On May 25, 2012, advisory firm Institutional Shareholder Services (ISS) published a proxy analysis and vote recommendation for the PREIT Annual Meeting. The proposal to approve the Second Restated Plan received an unfavorable recommendation because ISS determined that the Shareholder Value Transfer, based on its assumptions, is greater than a company-specific allowable cap calculated by ISS.
We believe that the ISS Shareholder Value Transfer analysis does not properly reflect certain facts used in the analysis. Accordingly, this Supplement provides additional information to clarify certain facts and to enable ISS to reassess its analysis. Specifically, we have set forth below the number of shares that remain available for issuance under the Existing Plan and the number of shares subject to outstanding awards. We believe that this clarification will support an analysis showing that the expected cost of the Second Restated Plan is reasonable and appropriate.
Available Shares and Overhang
As of April 23, 2012:
(a) | The maximum aggregate number of shares available under all PREIT equity incentive plans was 516,352. Under the Existing Plan, there were 503,352 shares remaining available, all of which are subject to issuance in respect of RSUs that have been granted. Pursuant to the terms of the RSU Programs currently in effect (all of which PREIT has filed with the Securities and Exchange Commission), if the total number of shares to be delivered pursuant to RSUs exceeds the number of shares available under the Existing Plan, then the number of shares to be delivered will be reduced such that the total does not exceed the amount available. |
(b) | Under all of PREITs equity incentive plans, in the aggregate, there were 830,080 unvested restricted shares outstanding, and outstanding options to purchase 30,932 shares. The weighted average exercise price of these options is $29.23, and the weighted average remaining term is 2.75 years. The number of outstanding restricted shares and the number of shares subject to options do not include any shares that might be issued in respect of RSUs that have been granted. |
A copy of the Second Amended Plan is attached as Exhibit A to the Notice and Proxy Statement filed by PREIT on May 7, 2012 with the Securities and Exchange Commission, a free copy of which may be obtained at the SECs website, www.sec.gov, or from PREITs website at www.preit.com.
If any shareholder has already returned his or her properly executed proxy card or voted his or her shares via telephone or the Internet and would like to change his or her vote on any matter, such shareholder may revoke his or her proxy before it is voted at the Annual Meeting by submission of a proxy bearing a later date via telephone or the Internet, by mail or by attending the Annual Meeting in person and casting a ballot or as otherwise described in the Proxy Statement. If any shareholder would like a new proxy card or has any questions, he or she should contact PREIT Investor Relations at 866.875.0700 ext. 50735 or investorinfo@preit.com.

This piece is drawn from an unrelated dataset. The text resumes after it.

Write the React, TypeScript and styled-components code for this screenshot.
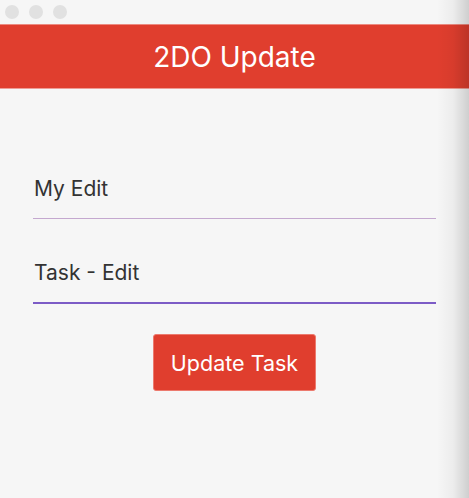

This Supplement to the Proxy Statement is first being released to shareholders on or about May 31, 2012, and should be read together with the Proxy Statement. The information contained in this Supplement to the Proxy Statement modifies or supersedes any inconsistent information contained in the Proxy Statement. The information provided above might be deemed additional soliciting materials within the meaning of the Securities Exchange Act of 1934, as amended.